Un traître a dit : Elle est là !
Quel est ce nouveau Judas ?
Est-c’ donc un Français ? Non pas.
Ce n’est rien, (bis)
C’n’est pas un concitoyen ;
Ce n’est rien, (bis)
Notre honneur se porte bien. »
La Tribune des départements, organe républicain, fait quant à elle du traître « un Allemand […], un protégé du clergé romain, un de ces dévots convertis dont les ultras de la Restauration faisaient leurs affidés, un renégat ».
Très vite ce nouveau Judas devient l’instrument d’une attaque en règle contre le nouveau ministre de l’Intérieur Thiers, d’autant qu’on apprend qu’il a trahi pour de l’argent : « Deutz, Thiers, ce double nom en tous lieux est cité, / Ministre, apporte l’or qu’a bien gagné le traître, / Solde-le richement, car tu lui dois peut-être / Ton brevet d’immortalité. »
L’hiver 1832-1833 génère une nouvelle bataille de mots suscitée par l’emprisonnement de la duchesse. Mais la révélation de sa grossesse (alors qu’elle est veuve depuis l’assassinat de feu son mari et officiellement non remariée) change la donne.
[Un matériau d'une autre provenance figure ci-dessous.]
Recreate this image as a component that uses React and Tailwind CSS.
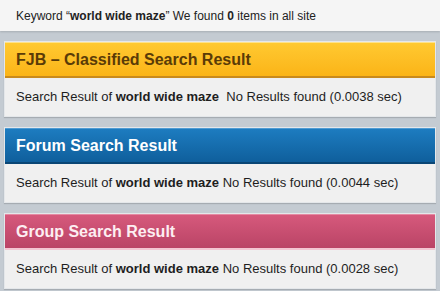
const panels = [
  {
    title: 'FJB – Classified Search Result',
    head: 'bg-gradient-to-b from-[#ffc930] to-[#fbb416] border-t-[#ffe38a] border-b-[#c98a1c] text-[#5a3b07]',
    time: '0.0038',
    gap: true,
  },
  {
    title: 'Forum Search Result',
    head: 'bg-gradient-to-b from-[#1d7cc0] to-[#0f5f9c] border-t-[#4f9bd3] border-b-[#0a4675] text-white',
    time: '0.0044',
  },
  {
    title: 'Group Search Result',
    head: 'bg-gradient-to-b from-[#d6597c] to-[#ba4466] border-t-[#e58aa3] border-b-[#f3c6d2] text-[#fdeef2]',
    time: '0.0028',
  },
]

function Panel({ title, head, time, gap }) {
  return (
    <div className="mx-[4px] border border-[#e4e7ea] shadow-[0_1px_1px_rgba(0,0,0,0.15)]">
      <div className={`flex h-[36px] items-center border-t border-b-2 px-[11px] text-[16px] font-bold ${head}`}>
        {title}
      </div>
      <div className="flex h-[38px] items-center bg-[#f0f0f0] px-[11px] text-[13px] text-[#1e1e1e]">
        <span>
          Search Result of <b>world wide maze</b>
          {gap ? '\u00a0 ' : ' '}No Results found ({time} sec)
        </span>
      </div>
    </div>
  )
}

export default function App() {
  return (
    <div className="h-[291px] w-[440px] overflow-hidden bg-[#c4cbd2] font-['Liberation_Sans',Arial,sans-serif]">
      <div className="flex h-[31px] items-center bg-[#f5f5f5] pl-[16px] text-[12px] text-[#222] shadow-[0_1px_2px_rgba(0,0,0,0.15)]">
        <span>
          Keyword “<b>world wide maze</b>” We found <b>0</b> items in all site
        </span>
      </div>
      <div className="flex flex-col gap-[10px] pt-[10px]">
        {panels.map((p) => (
          <Panel key={p.title} {...p} />
        ))}
      </div>
    </div>
  )
}
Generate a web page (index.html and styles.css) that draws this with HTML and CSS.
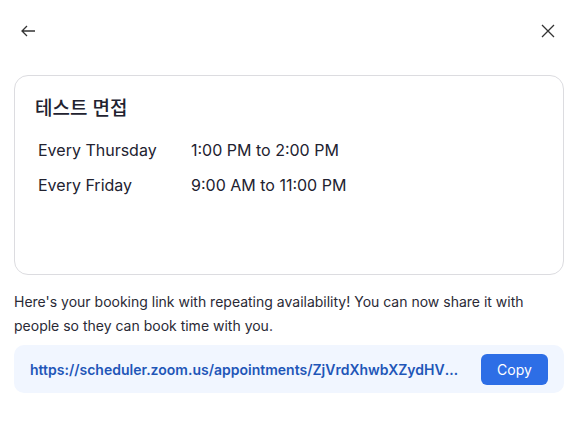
FILE: index.html
```html
<!DOCTYPE html>
<html lang="en">
<head>
<meta charset="utf-8">
<link rel="stylesheet" href="styles.css">
</head>
<body>
<div class="dialog">
  <div class="topbar">
    <button class="icon-btn" aria-label="Back">
      <svg width="16" height="16" viewBox="0 0 16 16" fill="none" stroke="#333" stroke-width="1.3"><path d="M15 8H2M7 3L2 8l5 5"/></svg>
    </button>
    <button class="icon-btn" aria-label="Close">
      <svg width="14" height="14" viewBox="0 0 14 14" fill="none" stroke="#333" stroke-width="1.3"><path d="M1 1l12 12M13 1L1 13"/></svg>
    </button>
  </div>
  <div class="card">
    <h2 class="title">테스트 면접</h2>
    <div class="schedule">
      <div class="day">Every Thursday</div><div class="time">1:00 PM to 2:00 PM</div>
      <div class="day">Every Friday</div><div class="time">9:00 AM to 11:00 PM</div>
    </div>
  </div>
  <p class="desc">Here's your booking link with repeating availability! You can now share it with people so they can book time with you.</p>
  <div class="linkbox">
    <span class="link">https://scheduler.zoom.us/appointments/ZjVrdXhwbXZydHVmdFZqcWx0bWQ</span>
    <button class="copy">Copy</button>
  </div>
</div>
</body>
</html>
```
FILE: styles.css
```css
* { box-sizing: border-box; }
html, body { margin: 0; padding: 0; background: #fff; }
body {
  font-family: Inter, "Noto Sans CJK KR", sans-serif;
  color: #222230;
  width: 586px;
}
.dialog { padding: 18px 22px 0 14px; }
.topbar {
  display: flex;
  justify-content: space-between;
  align-items: center;
  height: 26px;
  padding: 0 9px 0 6px;
}
.icon-btn {
  border: 0; background: none; padding: 0; margin: 0;
  display: flex; align-items: center; justify-content: center;
  cursor: pointer;
}
.card {
  margin-top: 31px;
  border: 1px solid #dcdce0;
  border-radius: 14px;
  height: 200px;
  padding: 21px 20px 0 20px;
}
.title {
  margin: 0;
  font-family: Inter, "Noto Sans CJK KR", sans-serif;
  font-weight: 500;
  font-size: 19px;
  line-height: 24px;
  color: #222230;
}
.schedule {
  margin-top: 17px;
  display: grid;
  grid-template-columns: 153px auto;
  row-gap: 11px;
  padding-left: 3px;
  font-size: 16px;
  line-height: 24px;
}
.desc {
  margin: 15px 0 0 0;
  font-size: 14px;
  line-height: 24px;
  color: #2a2a36;
}
.linkbox {
  margin-top: 7px;
  background: #f1f6ff;
  border-radius: 10px;
  height: 48px;
  display: flex;
  align-items: center;
  justify-content: space-between;
  padding: 0 16px 0 16px;
}
.link {
  font-size: 14px;
  font-weight: 600;
  color: #1f56b8;
  white-space: nowrap;
  overflow: hidden;
  text-overflow: ellipsis;
  max-width: 434px;
  margin-right: 12px;
}
.copy {
  flex: none;
  border: 0;
  background: #2d6ee6;
  color: #fff;
  font-family: Inter, sans-serif;
  font-size: 14px;
  width: 67px;
  height: 31px;
  border-radius: 6px;
  cursor: pointer;
}
```
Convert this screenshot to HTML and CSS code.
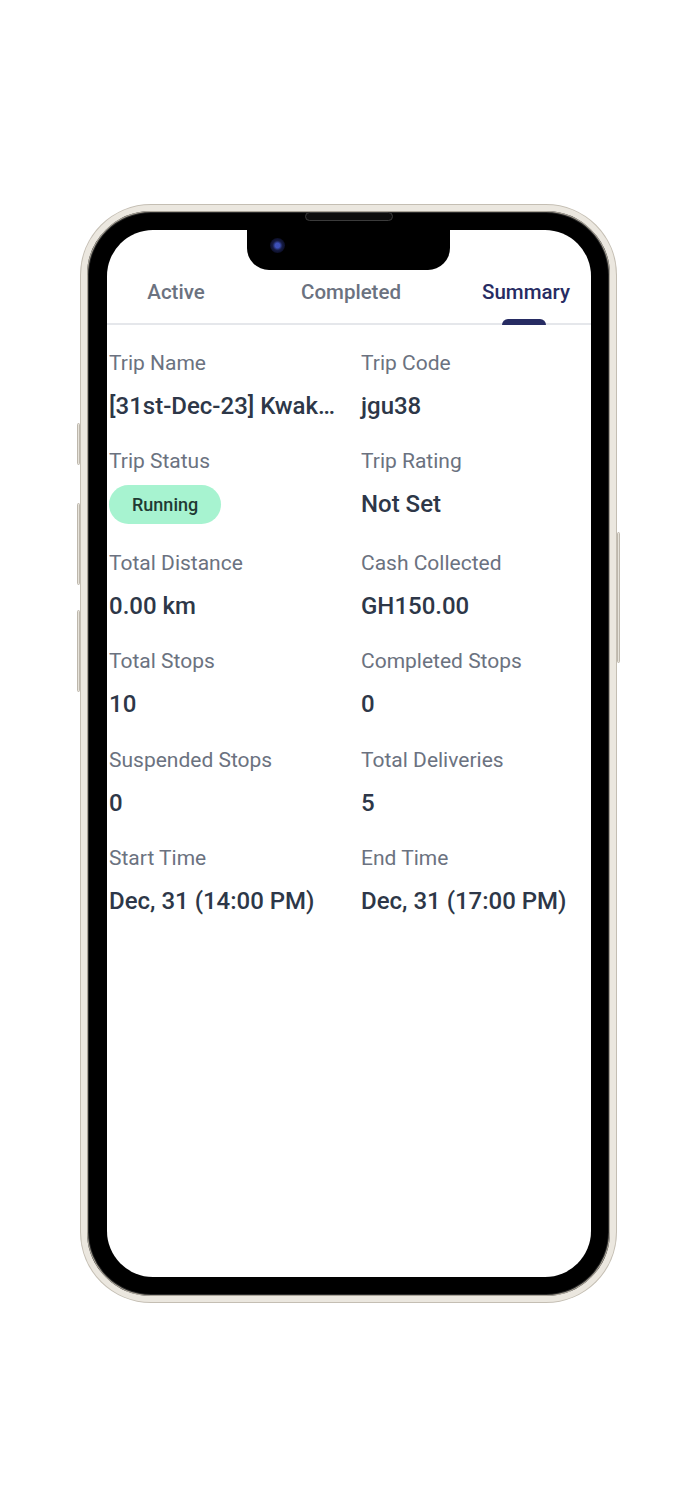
FILE: index.html
```html
<!DOCTYPE html>
<html lang="en">
<head>
<meta charset="utf-8">
<title>Trip Summary</title>
<link rel="stylesheet" href="styles.css">
</head>
<body>
<div class="stage">
  <div class="phone">
    <span class="btn btn-mute"></span>
    <span class="btn btn-vol-up"></span>
    <span class="btn btn-vol-down"></span>
    <span class="btn btn-power"></span>
    <span class="speaker"></span>
    <div class="screen">
      <div class="notch"><span class="camera"></span></div>
      <nav class="tabs">
        <div class="tab"><span class="tab-label">Active</span></div>
        <div class="tab"><span class="tab-label">Completed</span></div>
        <div class="tab tab-active"><span class="tab-label">Summary</span><span class="indicator"></span></div>
      </nav>
      <section class="summary">
        <div class="field">
          <div class="label">Trip Name</div>
          <div class="value value-trunc">[31st-Dec-23] Kwak…</div>
        </div>
        <div class="field">
          <div class="label">Trip Code</div>
          <div class="value">jgu38</div>
        </div>
        <div class="field field-status">
          <div class="label">Trip Status</div>
          <div class="value"><span class="badge">Running</span></div>
        </div>
        <div class="field field-status">
          <div class="label">Trip Rating</div>
          <div class="value">Not Set</div>
        </div>
        <div class="field">
          <div class="label">Total Distance</div>
          <div class="value">0.00 km</div>
        </div>
        <div class="field">
          <div class="label">Cash Collected</div>
          <div class="value">GH150.00</div>
        </div>
        <div class="field">
          <div class="label">Total Stops</div>
          <div class="value">10</div>
        </div>
        <div class="field">
          <div class="label">Completed Stops</div>
          <div class="value">0</div>
        </div>
        <div class="field">
          <div class="label">Suspended Stops</div>
          <div class="value">0</div>
        </div>
        <div class="field">
          <div class="label">Total Deliveries</div>
          <div class="value">5</div>
        </div>
        <div class="field">
          <div class="label">Start Time</div>
          <div class="value">Dec, 31 (14:00 PM)</div>
        </div>
        <div class="field">
          <div class="label">End Time</div>
          <div class="value">Dec, 31 (17:00 PM)</div>
        </div>
      </section>
    </div>
  </div>
</div>
</body>
</html>
```

FILE: styles.css
```css
* { box-sizing: border-box; }

html, body {
  margin: 0;
  padding: 0;
  background: #ffffff;
  font-family: Roboto, "Noto Sans", "Liberation Sans", sans-serif;
}

.stage {
  width: 693px;
  height: 1500px;
  padding-top: 205px;
  padding-left: 81px;
}

.phone {
  position: relative;
  width: 535px;
  height: 1097px;
  border: 6px solid #ebe7df;
  border-radius: 70px;
  background: #000000;
  padding: 19px 19px 19px 20px;
  box-shadow: 0 0 0 1px #c4beb3, inset 0 0 0 1px #aaa498, inset 0 0 0 2px #2a2a2a;
}

.btn {
  position: absolute;
  width: 3px;
  background: #e6e2d9;
  border: 1px solid #bdb7ac;
  border-radius: 2px;
}
.btn-mute { left: -10px; top: 212px; height: 42px; }
.btn-vol-up { left: -10px; top: 292px; height: 82px; }
.btn-vol-down { left: -10px; top: 399px; height: 82px; }
.btn-power { right: -10px; top: 321px; height: 131px; }

.speaker {
  position: absolute;
  top: 1px;
  left: 218px;
  width: 88px;
  height: 9px;
  border-radius: 5px;
  background: #0d0d0d;
  border: 1px solid #3b3b3b;
}

.screen {
  position: relative;
  height: 100%;
  background: #ffffff;
  border-radius: 46px;
  overflow: hidden;
}

.notch {
  position: absolute;
  top: 0;
  left: 140px;
  width: 203px;
  height: 40px;
  background: #000000;
  border-radius: 0 0 22px 22px;
}

.camera {
  position: absolute;
  left: 23px;
  top: 8px;
  width: 15px;
  height: 15px;
  border-radius: 50%;
  background: radial-gradient(circle, #3d50b8 0 22%, #161c44 45%, #08091c 80%);
}

.tabs {
  display: grid;
  grid-template-columns: 138px 212px 1fr;
  padding-top: 50px;
  border-bottom: 2px solid #e5e7eb;
}

.tab {
  display: flex;
  flex-direction: column;
  align-items: center;
}

.tab-label {
  font-size: 20.5px;
  line-height: 25px;
  font-weight: 500;
  color: #6b7280;
}

.tab-active .tab-label {
  color: #272c63;
  transform: translateX(2px);
}

.indicator {
  position: relative;
  width: 44px;
  height: 6px;
  margin-top: 14px;
  margin-bottom: -2px;
  background: #272c63;
  border-radius: 6px 6px 0 0;
}

.summary {
  display: grid;
  grid-template-columns: 252px 1fr;
  row-gap: 29.4px;
  padding: 26px 0 0 2px;
}

.field-status {
  padding-bottom: 2px;
}

.label {
  font-size: 21px;
  line-height: 25px;
  color: #6b7280;
  white-space: nowrap;
}

.value {
  margin-top: 16px;
  font-size: 24px;
  line-height: 28px;
  font-weight: 500;
  color: #2d3748;
  white-space: nowrap;
}

.value-trunc {
  max-width: 240px;
}

.badge {
  display: inline;
  padding: 9px 23px;
  border-radius: 20px;
  background: #a7f3d0;
  color: #1f3a33;
  font-size: 18px;
  font-weight: 500;
  vertical-align: 1px;
}
```
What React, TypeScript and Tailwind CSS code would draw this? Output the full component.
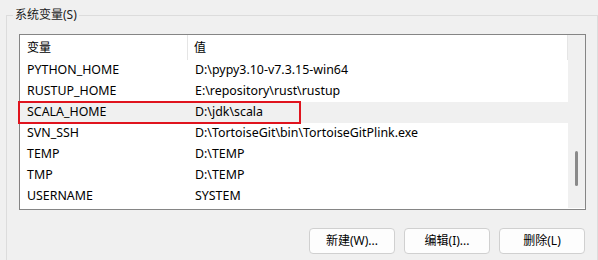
const rows = [
  { name: "PYTHON_HOME", value: "D:\\pypy3.10-v7.3.15-win64" },
  { name: "RUSTUP_HOME", value: "E:\\repository\\rust\\rustup" },
  { name: "SCALA_HOME", value: "D:\\jdk\\scala", selected: true },
  { name: "SVN_SSH", value: "D:\\TortoiseGit\\bin\\TortoiseGitPlink.exe" },
  { name: "TEMP", value: "D:\\TEMP" },
  { name: "TMP", value: "D:\\TEMP" },
  { name: "USERNAME", value: "SYSTEM" },
];

function Btn({ label }: { label: string }) {
  return (
    <button
      type="button"
      className="w-[86px] h-[26px] rounded-[4px] border border-[#d0d0d0] bg-[#fdfdfd] text-[12px] text-black flex items-center justify-center"
    >
      {label}
    </button>
  );
}

export default function App() {
  return (
    <div
      className="w-[598px] h-[260px] bg-[#f0f0f0] overflow-hidden text-[12px] text-black"
      style={{ fontFamily: '"Segoe UI", "Noto Sans", "Noto Sans CJK SC", sans-serif' }}
    >
      <fieldset className="ml-[6px] mt-[7px] w-[592px] h-[270px] border border-[#dcdcdc] p-0">
        <legend className="ml-[6px] px-[2px] leading-[16px] text-[#1b1b1b]">系统变量(S)</legend>

        <div className="relative ml-[12px] mt-[11px] w-[567px] h-[176px] border border-[#858585] bg-white flex">
          <div className="flex-1 flex flex-col">
            {/* header */}
            <div className="flex h-[25px] shrink-0">
              <div className="w-[168px] pl-[7px] flex items-center border-r border-[#e5e5e5]">变量</div>
              <div className="flex-1 pl-[6px] flex items-center border-r border-[#e5e5e5]">值</div>
            </div>
            {rows.map((r) => (
              <div
                key={r.name}
                className={`flex h-[21px] shrink-0 items-center text-[12.4px] ${r.selected ? "bg-[#f0f0f0]" : ""}`}
              >
                <div className="w-[169px] pl-[7px] whitespace-nowrap">{r.name}</div>
                <div className="flex-1 pl-[6px] whitespace-nowrap">{r.value}</div>
              </div>
            ))}
          </div>

          {/* scrollbar */}
          <div className="relative w-[17px] h-[173px] bg-[#f0f0f0]">
            <div className="absolute left-[7px] top-[116px] w-[3px] h-[35px] rounded-full bg-[#8a8a8a]" />
          </div>

          {/* red highlight */}
          <div className="absolute left-[-2px] top-[66px] w-[283px] h-[23px] border-2 border-[#e0141e]" />
        </div>

        <div className="mt-[18px] w-[578px] flex justify-end gap-[9px]">
          <Btn label="新建(W)..." />
          <Btn label="编辑(I)..." />
          <Btn label="删除(L)" />
        </div>
      </fieldset>
    </div>
  );
}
Passé la défense de l’honneur de la « captive de Blaye » par ses partisans, entraînant une multiplication des duels, le débat se recentre sur la conduite et les méthodes du gouvernement. La critique fuse de tous bords, en particulier du Charivari :
« Quand la trahison de Deutz et l’or des fonds secrets eurent fait tomber la duchesse Caroline aux mains du pouvoir exécutif, il [le gouvernement] n’eut rien de plus pressé que de divulguer son état, que de le révéler à l’Europe par le Moniteur, et d’en faire part à l’abonné de la France nouvelle, et aux colporteurs chargés de vendre le Nouvelliste. »
Le même Charivari avait auparavant ironisé : « Il n’y a qu’une légitimité paternelle que je conteste ; c’est celle du 9 août, se disant fils de la révolution de juillet. »
La parenthèse ouverte au printemps 1832 se referme au printemps 1833, quarante ans après la révolte vendéenne de 1793. Le spectre de la guerre civile s’éloigne, le légitimisme se replie sur un « exil intérieur » et le républicanisme, après l’échec de l’insurrection de juin 1832, se lance dans une guerre de presse.
Celle-ci tournera progressivement à son désavantage.